Personal information
- Born: 27 February 1984 (age 42) Tashkent, Uzbekistan

Chess career
- Country: Uzbekistan (until 2003) Germany (since 2003)
- Title: Woman Grandmaster (2007)
- Peak rating: 2346 (September 2010)

= Elena Köpke =

German chess player (born 1984)

Elena Köpke ( Levushkina, born 27 February 1984) is an Uzbekistan-born German chess player who holds the FIDE title of Woman Grandmaster (WGM, 2007).

==Biography==
Köpke participated in World Youth Chess Championships in various girl's age groups, who twice ranked in the top ten (1998, 2000). In 2001, she ranked 9th in Asian Women's Chess Championship. In 2001, she participated in Women's World Chess Championship by knock-out system and in the first round lost to Alisa Marić.

Since 2002, she lives in Munich and represent Germany. In 2006, she won the Bavaria Junior Chess Championship in the U25 age group for men. In 2014, she won Bad Ragaz international chess tournament Osteropen 2014.

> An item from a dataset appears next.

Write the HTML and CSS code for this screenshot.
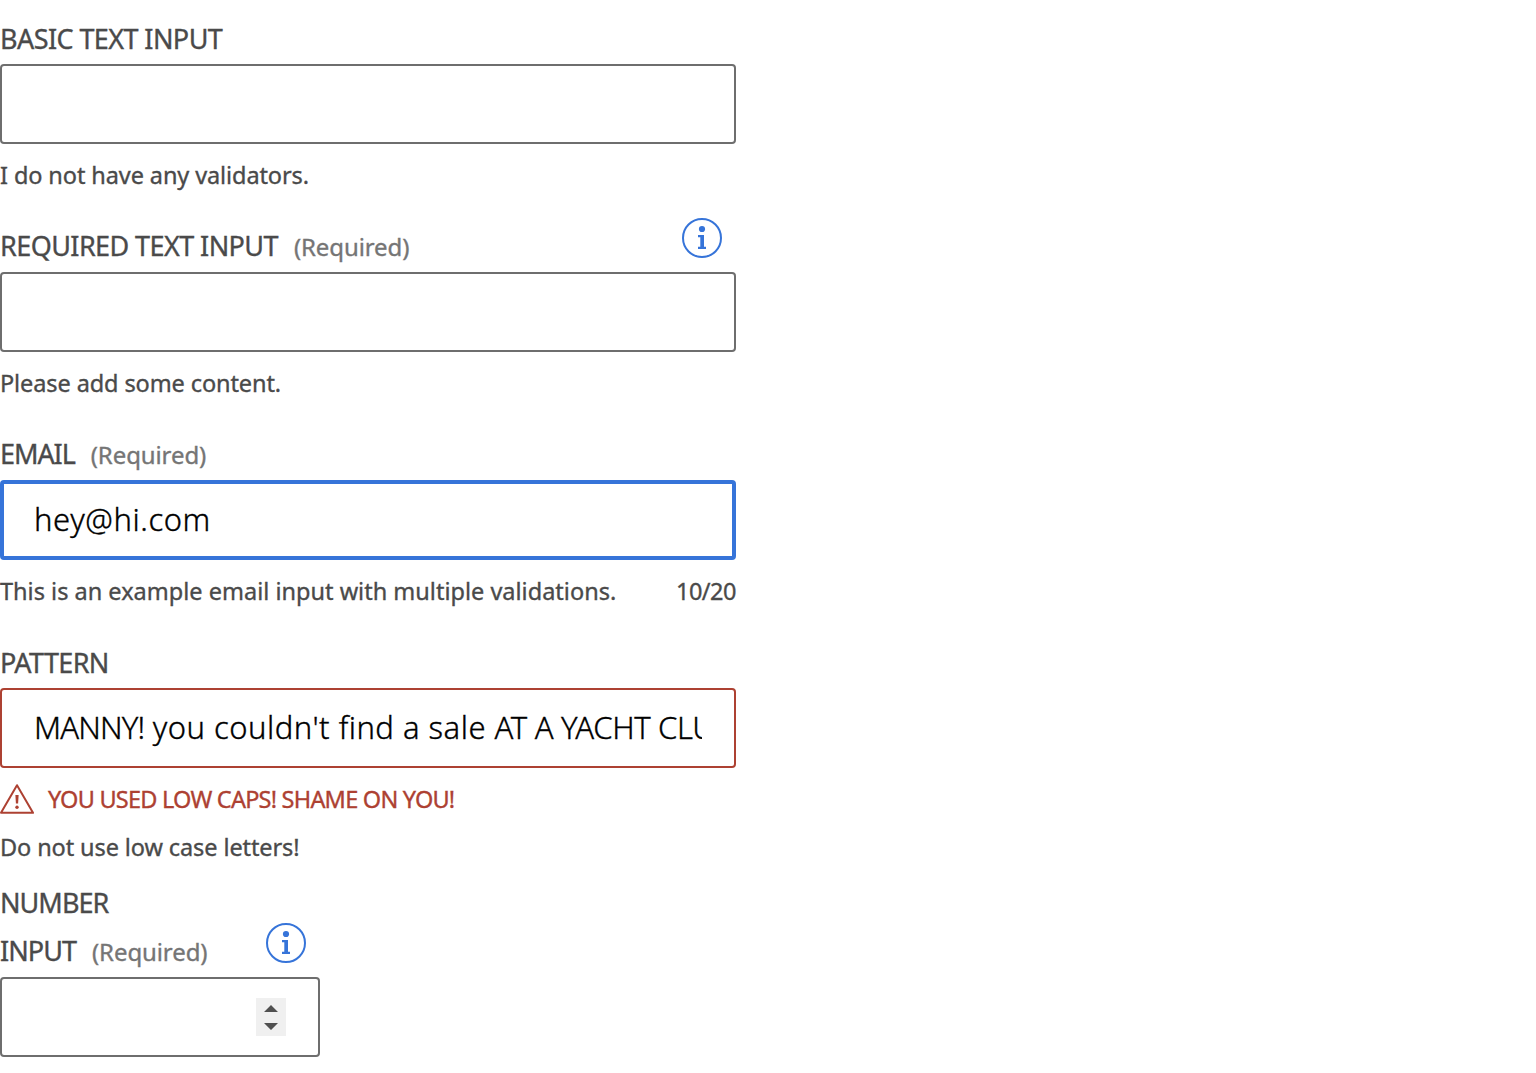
FILE: index.html
```html
<!DOCTYPE html>
<html lang="en">
<head>
<meta charset="utf-8">
<title>Text inputs</title>
<link rel="stylesheet" href="styles.css">
</head>
<body>
<svg width="0" height="0" class="defs" aria-hidden="true">
  <symbol id="info" viewBox="0 0 40 40">
    <circle cx="20" cy="20" r="19" fill="none" stroke="currentColor" stroke-width="2"/>
    <circle cx="20" cy="11" r="3.1" fill="currentColor"/>
    <path d="M16 17h6v11.8h2V31h-8v-2.2h2.3v-9.6H16z" fill="currentColor"/>
  </symbol>
</svg>
<form class="form">
  <section class="field">
    <div class="label"><span class="name basic">BASIC TEXT INPUT</span></div>
    <div class="box"></div>
    <div class="help"><span class="help-validators">I do not have any validators.</span></div>
  </section>

  <section class="field">
    <div class="label raised"><span class="name basic">REQUIRED TEXT INPUT</span><span class="required">(Required)</span><svg class="info"><use href="#info"/></svg></div>
    <div class="box"></div>
    <div class="help"><span>Please add some content.</span></div>
  </section>

  <section class="field">
    <div class="label raised"><span class="name email">EMAIL</span><span class="required">(Required)</span></div>
    <div class="box focused"><span class="value lower">hey@hi.com</span></div>
    <div class="help"><span class="help-email">This is an example email input with multiple validations.</span><span class="count">10/20</span></div>
  </section>

  <section class="field pattern-field">
    <div class="label"><span class="name pattern">PATTERN</span></div>
    <div class="box invalid"><span class="value"><span class="upper">MANNY!</span><span class="middle"> you couldn't find a sale </span><span class="club">AT A YACHT CLU</span></span></div>
    <div class="error">
      <svg class="warn" viewBox="0 0 34 30"><path d="M17 1.2 33 28.8H1z" fill="none" stroke="currentColor" stroke-width="2" stroke-linejoin="round"/><path d="M15.4 11h3.2l-.5 8.4h-2.2z" fill="currentColor"/><circle cx="17" cy="23.3" r="1.7" fill="currentColor"/></svg>
      <span>YOU USED LOW CAPS! SHAME ON YOU!</span>
    </div>
    <div class="help tight"><span class="help-case">Do not use low case letters!</span></div>
  </section>

  <section class="field number-field">
    <div class="label"><span class="name number-name">NUMBER</span></div>
    <div class="label last"><span class="name number-name">INPUT</span><span class="required">(Required)</span><svg class="info"><use href="#info"/></svg></div>
    <div class="box number">
      <svg class="spinner" viewBox="0 0 30 38"><path d="M0 0h30v38H0z" fill="#f0f0f0"/><path d="M8 14l7-7 7 7zM8 25l7 7 7-7z" fill="#505050"/></svg>
    </div>
  </section>
</form>
</body>
</html>
```
FILE: styles.css
```css
* { box-sizing: border-box; }

body {
  margin: 0;
  background: #fff;
  color: #4a4a4a;
  font-family: "Noto Sans", "Open Sans", sans-serif;
  -webkit-text-stroke: 0.35px currentColor;
  overflow: hidden;
}

.defs { display: block; }

.form {
  display: flex;
  flex-direction: column;
  gap: 16px;
  width: 736px;
  padding-top: 16px;
}

.label {
  display: flex;
  align-items: baseline;
  height: 48px;
  font-size: 27px;
  line-height: 45px;
  white-space: nowrap;
}

.raised { height: 49px; margin-top: -1px; }
.last { height: 49px; }

.basic { letter-spacing: -0.58px; }
.email { letter-spacing: -1.06px; }
.pattern { letter-spacing: -0.65px; }
.number-name { letter-spacing: -0.95px; }

.required {
  margin-left: 16px;
  color: #757575;
  font-size: 24px;
  letter-spacing: -0.1px;
}

.info {
  align-self: flex-start;
  width: 40px;
  height: 40px;
  margin: -5px 14px 0 auto;
  color: #3674d9;
}

.box {
  display: flex;
  align-items: center;
  height: 80px;
  padding: 0 32px 3px;
  border: 2px solid #6e6e6e;
  border-radius: 4px;
}

.focused {
  padding: 0 30px 3px;
  border: 4px solid #3674d9;
}

.invalid { border-color: #ad4132; }

.value {
  flex: 1;
  overflow: hidden;
  color: #000;
  font-size: 31px;
  font-weight: 300;
  white-space: pre;
}

.lower { letter-spacing: 0.58px; }
.upper { letter-spacing: -0.85px; }
.middle { letter-spacing: 0.48px; }
.club { letter-spacing: -0.35px; }

.help {
  display: flex;
  justify-content: space-between;
  height: 64px;
  padding-top: 8px;
  font-size: 23.5px;
  line-height: 46px;
  letter-spacing: -0.1px;
  white-space: nowrap;
}

.help .help-email { letter-spacing: 0.01px; }
.help-validators { letter-spacing: -0.1px; }
.help-case { letter-spacing: -0.1px; }
.count { letter-spacing: -0.5px; }

.error {
  display: flex;
  align-items: center;
  gap: 14px;
  height: 48px;
  margin-top: 8px;
  color: #ad4132;
  font-size: 23.5px;
  line-height: 46px;
  letter-spacing: -0.77px;
  white-space: nowrap;
}

.error span { margin-top: -2px; }

.warn {
  width: 34px;
  height: 30px;
  margin-top: -2px;
}

.tight { height: 48px; padding-top: 0; }

.number-field {
  width: 320px;
  margin-top: -8px;
}

.number { justify-content: flex-end; padding-bottom: 0; }

.spinner { width: 30px; height: 38px; }
```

Köpke played for Uzbekistan and Germany:
- in Women's Chess Olympiad participated 3 times (2000, 2010-2012);
- in Women's Asian Team Chess Championship participated in 1999;
- in European Women's Team Chess Championships participated 2 times (2011, 2017).

In 2001, she was awarded the FIDE Woman International Master (WIM) title and received the FIDE Woman Grandmaster (WGM) title six year later.

She graduated from LMU Munich with a doctorate in computational linguistics.